### Your instructions
Repeat the listing in full, exactly as it stands.

::: Data section

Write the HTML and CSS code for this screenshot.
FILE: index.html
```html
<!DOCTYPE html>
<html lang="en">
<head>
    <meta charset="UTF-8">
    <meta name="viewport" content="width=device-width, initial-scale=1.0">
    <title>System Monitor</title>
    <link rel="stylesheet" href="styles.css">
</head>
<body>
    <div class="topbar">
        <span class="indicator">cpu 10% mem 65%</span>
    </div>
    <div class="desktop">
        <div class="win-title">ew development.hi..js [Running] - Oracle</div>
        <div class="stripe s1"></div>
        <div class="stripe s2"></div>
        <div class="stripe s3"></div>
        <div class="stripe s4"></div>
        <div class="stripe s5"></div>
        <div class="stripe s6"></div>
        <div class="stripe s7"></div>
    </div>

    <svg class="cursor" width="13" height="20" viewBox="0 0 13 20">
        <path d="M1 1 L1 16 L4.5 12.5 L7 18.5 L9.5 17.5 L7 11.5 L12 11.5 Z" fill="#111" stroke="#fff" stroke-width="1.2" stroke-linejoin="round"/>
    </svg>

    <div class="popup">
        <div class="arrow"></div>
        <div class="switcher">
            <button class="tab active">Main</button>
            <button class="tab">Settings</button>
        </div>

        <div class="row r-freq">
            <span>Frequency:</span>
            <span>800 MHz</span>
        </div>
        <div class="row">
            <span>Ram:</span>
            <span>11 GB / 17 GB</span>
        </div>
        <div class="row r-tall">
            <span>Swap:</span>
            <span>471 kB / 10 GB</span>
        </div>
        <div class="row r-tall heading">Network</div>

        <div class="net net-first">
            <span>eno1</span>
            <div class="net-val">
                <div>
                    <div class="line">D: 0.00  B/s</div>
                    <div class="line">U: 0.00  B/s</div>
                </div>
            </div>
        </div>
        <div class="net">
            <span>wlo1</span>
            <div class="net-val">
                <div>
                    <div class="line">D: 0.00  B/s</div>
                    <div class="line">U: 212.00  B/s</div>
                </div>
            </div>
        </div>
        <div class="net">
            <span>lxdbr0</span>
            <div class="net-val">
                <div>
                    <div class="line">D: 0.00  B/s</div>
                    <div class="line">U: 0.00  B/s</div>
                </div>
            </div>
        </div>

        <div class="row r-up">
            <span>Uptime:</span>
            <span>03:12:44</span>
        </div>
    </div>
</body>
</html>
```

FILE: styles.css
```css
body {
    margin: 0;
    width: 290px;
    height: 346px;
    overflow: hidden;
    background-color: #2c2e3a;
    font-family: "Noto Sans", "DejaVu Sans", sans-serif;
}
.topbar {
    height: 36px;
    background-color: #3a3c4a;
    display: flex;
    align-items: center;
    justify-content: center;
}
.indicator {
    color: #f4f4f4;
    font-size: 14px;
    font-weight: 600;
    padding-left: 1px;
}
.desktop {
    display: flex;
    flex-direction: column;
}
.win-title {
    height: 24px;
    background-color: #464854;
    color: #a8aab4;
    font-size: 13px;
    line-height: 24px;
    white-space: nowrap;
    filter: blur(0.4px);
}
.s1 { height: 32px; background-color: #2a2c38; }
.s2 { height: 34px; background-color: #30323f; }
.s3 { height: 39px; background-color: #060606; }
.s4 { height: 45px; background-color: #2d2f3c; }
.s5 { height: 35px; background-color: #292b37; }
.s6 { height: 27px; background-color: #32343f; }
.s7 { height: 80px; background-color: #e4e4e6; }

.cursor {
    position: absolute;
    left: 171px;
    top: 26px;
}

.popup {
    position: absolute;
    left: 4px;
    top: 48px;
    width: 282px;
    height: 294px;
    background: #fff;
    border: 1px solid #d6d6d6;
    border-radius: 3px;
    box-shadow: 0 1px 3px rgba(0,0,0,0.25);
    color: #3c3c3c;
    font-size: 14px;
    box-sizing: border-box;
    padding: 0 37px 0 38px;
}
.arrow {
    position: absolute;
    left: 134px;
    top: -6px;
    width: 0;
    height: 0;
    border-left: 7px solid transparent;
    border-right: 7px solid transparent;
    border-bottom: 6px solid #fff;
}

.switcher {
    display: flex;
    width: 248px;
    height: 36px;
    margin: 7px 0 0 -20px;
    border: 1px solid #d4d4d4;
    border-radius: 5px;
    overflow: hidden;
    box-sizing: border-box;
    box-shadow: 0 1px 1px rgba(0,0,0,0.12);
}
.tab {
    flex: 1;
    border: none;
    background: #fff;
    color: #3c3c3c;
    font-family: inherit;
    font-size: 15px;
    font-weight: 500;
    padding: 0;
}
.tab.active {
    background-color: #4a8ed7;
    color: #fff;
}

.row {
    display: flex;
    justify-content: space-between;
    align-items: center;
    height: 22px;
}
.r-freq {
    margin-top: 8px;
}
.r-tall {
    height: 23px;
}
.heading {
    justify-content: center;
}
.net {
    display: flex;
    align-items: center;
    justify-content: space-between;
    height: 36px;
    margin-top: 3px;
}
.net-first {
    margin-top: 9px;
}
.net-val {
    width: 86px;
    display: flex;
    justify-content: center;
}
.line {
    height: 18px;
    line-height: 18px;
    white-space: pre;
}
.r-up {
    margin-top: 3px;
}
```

::::::

### Expected answer
Write the HTML and CSS code for this screenshot.
FILE: index.html
```html
<!DOCTYPE html>
<html lang="en">
<head>
    <meta charset="UTF-8">
    <meta name="viewport" content="width=device-width, initial-scale=1.0">
    <title>System Monitor</title>
    <link rel="stylesheet" href="styles.css">
</head>
<body>
    <div class="topbar">
        <span class="indicator">cpu 10% mem 65%</span>
    </div>
    <div class="desktop">
        <div class="win-title">ew development.hi..js [Running] - Oracle</div>
        <div class="stripe s1"></div>
        <div class="stripe s2"></div>
        <div class="stripe s3"></div>
        <div class="stripe s4"></div>
        <div class="stripe s5"></div>
        <div class="stripe s6"></div>
        <div class="stripe s7"></div>
    </div>

    <svg class="cursor" width="13" height="20" viewBox="0 0 13 20">
        <path d="M1 1 L1 16 L4.5 12.5 L7 18.5 L9.5 17.5 L7 11.5 L12 11.5 Z" fill="#111" stroke="#fff" stroke-width="1.2" stroke-linejoin="round"/>
    </svg>

    <div class="popup">
        <div class="arrow"></div>
        <div class="switcher">
            <button class="tab active">Main</button>
            <button class="tab">Settings</button>
        </div>

        <div class="row r-freq">
            <span>Frequency:</span>
            <span>800 MHz</span>
        </div>
        <div class="row">
            <span>Ram:</span>
            <span>11 GB / 17 GB</span>
        </div>
        <div class="row r-tall">
            <span>Swap:</span>
            <span>471 kB / 10 GB</span>
        </div>
        <div class="row r-tall heading">Network</div>

        <div class="net net-first">
            <span>eno1</span>
            <div class="net-val">
                <div>
                    <div class="line">D: 0.00  B/s</div>
                    <div class="line">U: 0.00  B/s</div>
                </div>
            </div>
        </div>
        <div class="net">
            <span>wlo1</span>
            <div class="net-val">
                <div>
                    <div class="line">D: 0.00  B/s</div>
                    <div class="line">U: 212.00  B/s</div>
                </div>
            </div>
        </div>
        <div class="net">
            <span>lxdbr0</span>
            <div class="net-val">
                <div>
                    <div class="line">D: 0.00  B/s</div>
                    <div class="line">U: 0.00  B/s</div>
                </div>
            </div>
        </div>

        <div class="row r-up">
            <span>Uptime:</span>
            <span>03:12:44</span>
        </div>
    </div>
</body>
</html>
```

FILE: styles.css
```css
body {
    margin: 0;
    width: 290px;
    height: 346px;
    overflow: hidden;
    background-color: #2c2e3a;
    font-family: "Noto Sans", "DejaVu Sans", sans-serif;
}
.topbar {
    height: 36px;
    background-color: #3a3c4a;
    display: flex;
    align-items: center;
    justify-content: center;
}
.indicator {
    color: #f4f4f4;
    font-size: 14px;
    font-weight: 600;
    padding-left: 1px;
}
.desktop {
    display: flex;
    flex-direction: column;
}
.win-title {
    height: 24px;
    background-color: #464854;
    color: #a8aab4;
    font-size: 13px;
    line-height: 24px;
    white-space: nowrap;
    filter: blur(0.4px);
}
.s1 { height: 32px; background-color: #2a2c38; }
.s2 { height: 34px; background-color: #30323f; }
.s3 { height: 39px; background-color: #060606; }
.s4 { height: 45px; background-color: #2d2f3c; }
.s5 { height: 35px; background-color: #292b37; }
.s6 { height: 27px; background-color: #32343f; }
.s7 { height: 80px; background-color: #e4e4e6; }

.cursor {
    position: absolute;
    left: 171px;
    top: 26px;
}

.popup {
    position: absolute;
    left: 4px;
    top: 48px;
    width: 282px;
    height: 294px;
    background: #fff;
    border: 1px solid #d6d6d6;
    border-radius: 3px;
    box-shadow: 0 1px 3px rgba(0,0,0,0.25);
    color: #3c3c3c;
    font-size: 14px;
    box-sizing: border-box;
    padding: 0 37px 0 38px;
}
.arrow {
    position: absolute;
    left: 134px;
    top: -6px;
    width: 0;
    height: 0;
    border-left: 7px solid transparent;
    border-right: 7px solid transparent;
    border-bottom: 6px solid #fff;
}

.switcher {
    display: flex;
    width: 248px;
    height: 36px;
    margin: 7px 0 0 -20px;
    border: 1px solid #d4d4d4;
    border-radius: 5px;
    overflow: hidden;
    box-sizing: border-box;
    box-shadow: 0 1px 1px rgba(0,0,0,0.12);
}
.tab {
    flex: 1;
    border: none;
    background: #fff;
    color: #3c3c3c;
    font-family: inherit;
    font-size: 15px;
    font-weight: 500;
    padding: 0;
}
.tab.active {
    background-color: #4a8ed7;
    color: #fff;
}

.row {
    display: flex;
    justify-content: space-between;
    align-items: center;
    height: 22px;
}
.r-freq {
    margin-top: 8px;
}
.r-tall {
    height: 23px;
}
.heading {
    justify-content: center;
}
.net {
    display: flex;
    align-items: center;
    justify-content: space-between;
    height: 36px;
    margin-top: 3px;
}
.net-first {
    margin-top: 9px;
}
.net-val {
    width: 86px;
    display: flex;
    justify-content: center;
}
.line {
    height: 18px;
    line-height: 18px;
    white-space: pre;
}
.r-up {
    margin-top: 3px;
}
```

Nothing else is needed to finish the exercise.